→ What you need to do:
Filter out everything except lines holding "with".

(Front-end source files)
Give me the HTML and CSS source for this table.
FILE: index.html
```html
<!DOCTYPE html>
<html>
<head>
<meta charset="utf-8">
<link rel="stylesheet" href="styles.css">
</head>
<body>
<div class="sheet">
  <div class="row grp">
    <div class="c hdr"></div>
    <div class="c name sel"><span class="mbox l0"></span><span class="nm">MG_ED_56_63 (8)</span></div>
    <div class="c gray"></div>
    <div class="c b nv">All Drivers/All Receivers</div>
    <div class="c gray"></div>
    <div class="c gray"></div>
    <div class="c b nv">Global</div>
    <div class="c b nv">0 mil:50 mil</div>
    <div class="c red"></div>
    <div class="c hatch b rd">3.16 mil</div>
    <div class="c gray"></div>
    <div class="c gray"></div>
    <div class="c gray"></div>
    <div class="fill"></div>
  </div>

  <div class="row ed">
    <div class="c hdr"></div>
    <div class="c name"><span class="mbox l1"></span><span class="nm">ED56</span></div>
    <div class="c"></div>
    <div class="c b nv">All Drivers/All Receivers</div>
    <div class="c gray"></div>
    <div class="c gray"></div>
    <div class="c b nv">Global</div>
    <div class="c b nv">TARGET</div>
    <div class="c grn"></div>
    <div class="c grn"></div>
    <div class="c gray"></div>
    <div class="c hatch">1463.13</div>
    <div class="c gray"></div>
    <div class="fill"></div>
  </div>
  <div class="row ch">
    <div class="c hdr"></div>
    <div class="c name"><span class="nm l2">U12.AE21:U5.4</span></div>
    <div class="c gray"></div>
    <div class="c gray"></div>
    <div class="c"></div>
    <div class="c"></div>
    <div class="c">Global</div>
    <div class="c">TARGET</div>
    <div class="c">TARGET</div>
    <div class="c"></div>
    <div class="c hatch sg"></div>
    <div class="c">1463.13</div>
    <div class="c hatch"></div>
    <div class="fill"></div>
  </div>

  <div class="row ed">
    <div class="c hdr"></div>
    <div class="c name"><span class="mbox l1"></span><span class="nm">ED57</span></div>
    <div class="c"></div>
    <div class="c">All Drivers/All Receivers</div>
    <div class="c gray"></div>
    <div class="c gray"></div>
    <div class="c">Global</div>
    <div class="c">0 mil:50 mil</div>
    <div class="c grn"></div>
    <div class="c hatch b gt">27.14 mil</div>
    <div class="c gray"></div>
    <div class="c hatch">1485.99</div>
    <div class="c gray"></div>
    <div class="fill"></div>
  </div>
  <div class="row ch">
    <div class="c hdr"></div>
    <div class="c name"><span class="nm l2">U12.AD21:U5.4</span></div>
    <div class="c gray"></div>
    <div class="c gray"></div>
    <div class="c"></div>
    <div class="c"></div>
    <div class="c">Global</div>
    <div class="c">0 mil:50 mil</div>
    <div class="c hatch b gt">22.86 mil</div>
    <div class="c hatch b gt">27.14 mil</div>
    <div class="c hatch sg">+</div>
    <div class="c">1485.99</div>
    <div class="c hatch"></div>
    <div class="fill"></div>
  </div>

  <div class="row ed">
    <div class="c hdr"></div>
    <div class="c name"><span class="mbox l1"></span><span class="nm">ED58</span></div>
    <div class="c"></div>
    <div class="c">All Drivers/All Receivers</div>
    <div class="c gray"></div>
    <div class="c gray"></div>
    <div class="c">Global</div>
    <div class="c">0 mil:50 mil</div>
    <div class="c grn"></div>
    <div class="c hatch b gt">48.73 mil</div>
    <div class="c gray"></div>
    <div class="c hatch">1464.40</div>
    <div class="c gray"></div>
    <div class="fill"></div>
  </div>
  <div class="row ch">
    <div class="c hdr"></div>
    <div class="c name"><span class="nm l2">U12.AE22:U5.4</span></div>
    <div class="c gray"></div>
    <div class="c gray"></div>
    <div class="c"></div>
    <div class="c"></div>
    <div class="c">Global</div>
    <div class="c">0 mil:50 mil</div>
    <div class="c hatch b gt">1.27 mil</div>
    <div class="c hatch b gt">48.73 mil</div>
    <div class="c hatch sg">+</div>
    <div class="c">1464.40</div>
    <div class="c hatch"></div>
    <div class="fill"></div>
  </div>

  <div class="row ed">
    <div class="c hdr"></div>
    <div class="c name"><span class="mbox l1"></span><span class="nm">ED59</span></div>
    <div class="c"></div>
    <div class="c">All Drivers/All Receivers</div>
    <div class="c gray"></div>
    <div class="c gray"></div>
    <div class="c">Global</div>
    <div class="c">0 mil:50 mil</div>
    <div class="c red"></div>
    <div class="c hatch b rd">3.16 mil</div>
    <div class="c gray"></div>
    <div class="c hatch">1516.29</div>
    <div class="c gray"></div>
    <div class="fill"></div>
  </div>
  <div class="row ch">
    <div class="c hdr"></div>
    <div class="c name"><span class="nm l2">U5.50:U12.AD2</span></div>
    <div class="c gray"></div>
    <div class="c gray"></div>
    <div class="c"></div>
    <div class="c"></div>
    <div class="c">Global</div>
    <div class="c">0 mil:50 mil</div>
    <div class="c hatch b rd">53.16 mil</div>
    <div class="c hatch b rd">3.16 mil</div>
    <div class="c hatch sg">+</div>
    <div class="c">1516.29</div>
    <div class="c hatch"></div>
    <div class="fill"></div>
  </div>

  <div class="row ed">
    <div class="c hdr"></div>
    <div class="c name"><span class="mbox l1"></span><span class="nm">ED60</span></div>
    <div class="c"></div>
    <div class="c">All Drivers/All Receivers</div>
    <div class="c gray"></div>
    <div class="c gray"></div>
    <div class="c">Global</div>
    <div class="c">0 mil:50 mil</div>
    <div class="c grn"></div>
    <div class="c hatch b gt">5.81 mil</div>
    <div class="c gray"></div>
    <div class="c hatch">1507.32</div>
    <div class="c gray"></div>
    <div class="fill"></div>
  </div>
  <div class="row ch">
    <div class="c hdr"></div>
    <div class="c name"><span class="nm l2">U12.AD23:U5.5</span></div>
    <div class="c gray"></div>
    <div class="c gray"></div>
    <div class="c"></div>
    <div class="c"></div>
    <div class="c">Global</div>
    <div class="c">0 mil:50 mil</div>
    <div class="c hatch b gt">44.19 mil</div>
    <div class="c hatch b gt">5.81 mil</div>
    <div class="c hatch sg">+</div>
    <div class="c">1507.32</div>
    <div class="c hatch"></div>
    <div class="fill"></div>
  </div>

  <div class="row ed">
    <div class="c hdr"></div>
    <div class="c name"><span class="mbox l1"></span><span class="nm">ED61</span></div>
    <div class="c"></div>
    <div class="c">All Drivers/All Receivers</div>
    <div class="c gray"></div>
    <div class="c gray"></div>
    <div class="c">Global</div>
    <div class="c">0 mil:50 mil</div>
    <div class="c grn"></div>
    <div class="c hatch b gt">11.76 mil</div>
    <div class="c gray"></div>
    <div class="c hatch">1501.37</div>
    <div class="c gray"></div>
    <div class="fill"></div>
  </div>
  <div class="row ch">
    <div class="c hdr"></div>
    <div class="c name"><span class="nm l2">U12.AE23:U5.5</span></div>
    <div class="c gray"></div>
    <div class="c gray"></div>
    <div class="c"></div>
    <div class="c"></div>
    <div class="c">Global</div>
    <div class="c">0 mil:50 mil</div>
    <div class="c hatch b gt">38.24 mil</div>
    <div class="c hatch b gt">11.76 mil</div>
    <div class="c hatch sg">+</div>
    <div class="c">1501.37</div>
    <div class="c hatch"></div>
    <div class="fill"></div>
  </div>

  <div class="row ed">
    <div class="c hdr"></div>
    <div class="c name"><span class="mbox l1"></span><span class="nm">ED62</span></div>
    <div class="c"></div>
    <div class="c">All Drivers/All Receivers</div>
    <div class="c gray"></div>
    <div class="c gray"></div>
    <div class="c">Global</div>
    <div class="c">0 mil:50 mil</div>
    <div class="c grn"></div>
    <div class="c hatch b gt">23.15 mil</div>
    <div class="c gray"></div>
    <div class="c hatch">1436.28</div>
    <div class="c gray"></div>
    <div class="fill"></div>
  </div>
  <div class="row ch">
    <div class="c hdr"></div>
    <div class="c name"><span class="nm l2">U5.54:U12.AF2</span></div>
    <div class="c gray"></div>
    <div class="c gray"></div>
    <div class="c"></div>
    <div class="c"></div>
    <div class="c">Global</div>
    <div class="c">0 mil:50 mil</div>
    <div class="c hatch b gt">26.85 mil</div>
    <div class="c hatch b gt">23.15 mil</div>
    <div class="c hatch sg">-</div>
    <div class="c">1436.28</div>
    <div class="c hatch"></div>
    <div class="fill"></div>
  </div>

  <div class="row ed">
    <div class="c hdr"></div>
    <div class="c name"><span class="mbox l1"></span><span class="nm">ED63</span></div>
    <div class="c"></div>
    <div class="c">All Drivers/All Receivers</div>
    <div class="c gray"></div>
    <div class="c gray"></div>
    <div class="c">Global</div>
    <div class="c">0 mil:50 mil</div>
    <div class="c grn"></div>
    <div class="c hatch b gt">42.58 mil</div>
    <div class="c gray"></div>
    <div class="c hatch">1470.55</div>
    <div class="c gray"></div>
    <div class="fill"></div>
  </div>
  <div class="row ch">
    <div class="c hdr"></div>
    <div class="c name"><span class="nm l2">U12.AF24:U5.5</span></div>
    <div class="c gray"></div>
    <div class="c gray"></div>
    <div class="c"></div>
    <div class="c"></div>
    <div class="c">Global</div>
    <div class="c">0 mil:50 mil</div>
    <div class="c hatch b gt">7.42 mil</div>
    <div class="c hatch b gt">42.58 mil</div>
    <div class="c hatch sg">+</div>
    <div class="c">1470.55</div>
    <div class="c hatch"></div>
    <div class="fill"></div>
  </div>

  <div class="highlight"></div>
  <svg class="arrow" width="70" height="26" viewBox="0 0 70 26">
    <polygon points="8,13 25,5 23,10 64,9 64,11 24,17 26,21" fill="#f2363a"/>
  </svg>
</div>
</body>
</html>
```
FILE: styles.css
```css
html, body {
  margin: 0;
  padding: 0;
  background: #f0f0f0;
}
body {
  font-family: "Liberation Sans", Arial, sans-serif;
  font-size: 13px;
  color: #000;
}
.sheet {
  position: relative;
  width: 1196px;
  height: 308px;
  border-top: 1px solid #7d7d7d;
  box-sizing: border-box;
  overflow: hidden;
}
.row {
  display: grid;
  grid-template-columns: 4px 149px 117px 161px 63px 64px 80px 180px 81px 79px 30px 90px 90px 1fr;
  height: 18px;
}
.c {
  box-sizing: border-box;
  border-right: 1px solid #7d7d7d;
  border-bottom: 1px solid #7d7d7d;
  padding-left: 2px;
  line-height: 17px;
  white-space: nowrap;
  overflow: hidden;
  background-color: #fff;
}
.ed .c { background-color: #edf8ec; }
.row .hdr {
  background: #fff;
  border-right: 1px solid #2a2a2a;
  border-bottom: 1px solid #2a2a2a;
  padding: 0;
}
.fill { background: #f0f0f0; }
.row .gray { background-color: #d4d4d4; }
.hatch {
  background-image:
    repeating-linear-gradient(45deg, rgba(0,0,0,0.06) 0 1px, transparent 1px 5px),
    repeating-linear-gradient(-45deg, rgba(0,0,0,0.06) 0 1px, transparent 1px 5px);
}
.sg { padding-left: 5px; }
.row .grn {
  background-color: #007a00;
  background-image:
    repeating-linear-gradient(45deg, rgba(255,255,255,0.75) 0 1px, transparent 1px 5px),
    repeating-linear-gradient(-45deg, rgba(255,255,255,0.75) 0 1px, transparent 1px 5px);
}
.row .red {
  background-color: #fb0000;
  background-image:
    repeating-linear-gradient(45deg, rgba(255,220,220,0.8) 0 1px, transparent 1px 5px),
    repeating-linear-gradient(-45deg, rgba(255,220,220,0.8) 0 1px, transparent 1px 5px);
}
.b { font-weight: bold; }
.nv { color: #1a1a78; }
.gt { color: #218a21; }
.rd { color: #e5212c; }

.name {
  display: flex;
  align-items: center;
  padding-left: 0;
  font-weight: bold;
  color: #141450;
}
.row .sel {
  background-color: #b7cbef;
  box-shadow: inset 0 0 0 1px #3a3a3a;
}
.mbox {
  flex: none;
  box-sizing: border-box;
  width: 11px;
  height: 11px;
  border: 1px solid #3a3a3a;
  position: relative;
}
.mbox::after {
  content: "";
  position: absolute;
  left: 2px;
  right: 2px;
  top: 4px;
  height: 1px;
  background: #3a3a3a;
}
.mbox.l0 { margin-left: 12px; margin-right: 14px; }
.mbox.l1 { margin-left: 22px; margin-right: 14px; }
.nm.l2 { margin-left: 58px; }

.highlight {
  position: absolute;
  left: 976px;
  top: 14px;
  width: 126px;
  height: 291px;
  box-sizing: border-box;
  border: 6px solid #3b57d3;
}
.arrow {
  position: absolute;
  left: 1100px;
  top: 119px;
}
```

--

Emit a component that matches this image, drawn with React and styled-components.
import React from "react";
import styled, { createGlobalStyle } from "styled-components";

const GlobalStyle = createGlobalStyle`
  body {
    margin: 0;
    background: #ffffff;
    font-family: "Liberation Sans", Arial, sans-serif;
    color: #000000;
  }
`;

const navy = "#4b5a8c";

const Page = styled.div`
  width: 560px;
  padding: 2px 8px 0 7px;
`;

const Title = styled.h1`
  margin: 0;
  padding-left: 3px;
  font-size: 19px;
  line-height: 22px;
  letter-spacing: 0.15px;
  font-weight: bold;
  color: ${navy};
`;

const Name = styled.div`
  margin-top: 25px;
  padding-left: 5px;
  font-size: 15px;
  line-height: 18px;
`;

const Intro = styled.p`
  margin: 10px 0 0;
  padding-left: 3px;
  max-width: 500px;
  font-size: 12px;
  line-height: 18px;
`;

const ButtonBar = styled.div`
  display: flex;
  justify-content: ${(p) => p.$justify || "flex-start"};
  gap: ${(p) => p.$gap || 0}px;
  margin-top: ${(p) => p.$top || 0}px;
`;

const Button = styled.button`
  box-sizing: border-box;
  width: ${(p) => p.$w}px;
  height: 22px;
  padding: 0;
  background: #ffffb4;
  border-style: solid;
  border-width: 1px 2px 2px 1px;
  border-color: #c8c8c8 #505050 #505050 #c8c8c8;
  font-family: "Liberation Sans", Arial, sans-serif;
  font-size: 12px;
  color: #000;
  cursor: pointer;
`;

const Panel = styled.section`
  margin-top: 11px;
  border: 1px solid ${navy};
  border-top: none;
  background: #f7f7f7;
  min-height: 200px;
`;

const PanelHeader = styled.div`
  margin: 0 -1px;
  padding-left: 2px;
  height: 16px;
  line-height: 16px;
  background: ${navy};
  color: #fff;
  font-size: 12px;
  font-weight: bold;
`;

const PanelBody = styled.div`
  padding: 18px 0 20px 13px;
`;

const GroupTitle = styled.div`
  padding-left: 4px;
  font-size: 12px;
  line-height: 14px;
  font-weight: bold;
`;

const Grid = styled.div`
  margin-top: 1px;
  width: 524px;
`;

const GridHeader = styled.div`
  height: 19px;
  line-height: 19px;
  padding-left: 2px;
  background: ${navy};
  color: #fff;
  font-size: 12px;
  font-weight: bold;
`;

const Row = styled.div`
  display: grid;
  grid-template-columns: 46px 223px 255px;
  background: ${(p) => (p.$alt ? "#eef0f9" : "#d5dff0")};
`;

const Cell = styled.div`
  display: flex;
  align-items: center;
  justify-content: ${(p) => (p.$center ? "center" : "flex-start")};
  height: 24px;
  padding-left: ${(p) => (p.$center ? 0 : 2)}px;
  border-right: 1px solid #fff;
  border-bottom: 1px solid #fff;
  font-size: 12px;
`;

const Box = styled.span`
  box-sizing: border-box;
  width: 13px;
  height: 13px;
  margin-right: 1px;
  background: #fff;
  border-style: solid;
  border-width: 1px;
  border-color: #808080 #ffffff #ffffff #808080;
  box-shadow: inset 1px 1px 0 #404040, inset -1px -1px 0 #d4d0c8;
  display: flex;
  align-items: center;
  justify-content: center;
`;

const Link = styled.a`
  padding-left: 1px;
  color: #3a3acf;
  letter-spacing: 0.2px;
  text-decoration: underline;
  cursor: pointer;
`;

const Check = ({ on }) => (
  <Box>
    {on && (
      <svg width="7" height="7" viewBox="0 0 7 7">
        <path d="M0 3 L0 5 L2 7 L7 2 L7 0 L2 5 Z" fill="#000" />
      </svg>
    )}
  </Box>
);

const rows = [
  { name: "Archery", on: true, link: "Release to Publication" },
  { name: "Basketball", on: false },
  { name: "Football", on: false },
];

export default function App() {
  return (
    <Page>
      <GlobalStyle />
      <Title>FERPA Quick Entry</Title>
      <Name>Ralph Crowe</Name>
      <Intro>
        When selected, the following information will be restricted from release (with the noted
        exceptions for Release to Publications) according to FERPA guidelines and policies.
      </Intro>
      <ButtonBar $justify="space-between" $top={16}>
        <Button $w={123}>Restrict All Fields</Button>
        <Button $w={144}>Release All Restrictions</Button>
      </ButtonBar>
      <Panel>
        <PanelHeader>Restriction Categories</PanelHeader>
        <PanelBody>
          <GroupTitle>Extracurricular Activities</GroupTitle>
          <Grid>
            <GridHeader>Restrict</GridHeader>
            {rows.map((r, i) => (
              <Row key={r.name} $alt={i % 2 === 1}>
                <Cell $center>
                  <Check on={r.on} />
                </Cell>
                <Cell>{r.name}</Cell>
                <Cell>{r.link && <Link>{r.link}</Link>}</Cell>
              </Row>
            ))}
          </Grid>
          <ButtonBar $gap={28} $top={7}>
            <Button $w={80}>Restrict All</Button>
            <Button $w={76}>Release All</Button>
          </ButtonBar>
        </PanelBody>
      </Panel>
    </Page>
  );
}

→ Answer below:
Emit a component that matches this image, drawn with React and styled-components.
        When selected, the following information will be restricted from release (with the noted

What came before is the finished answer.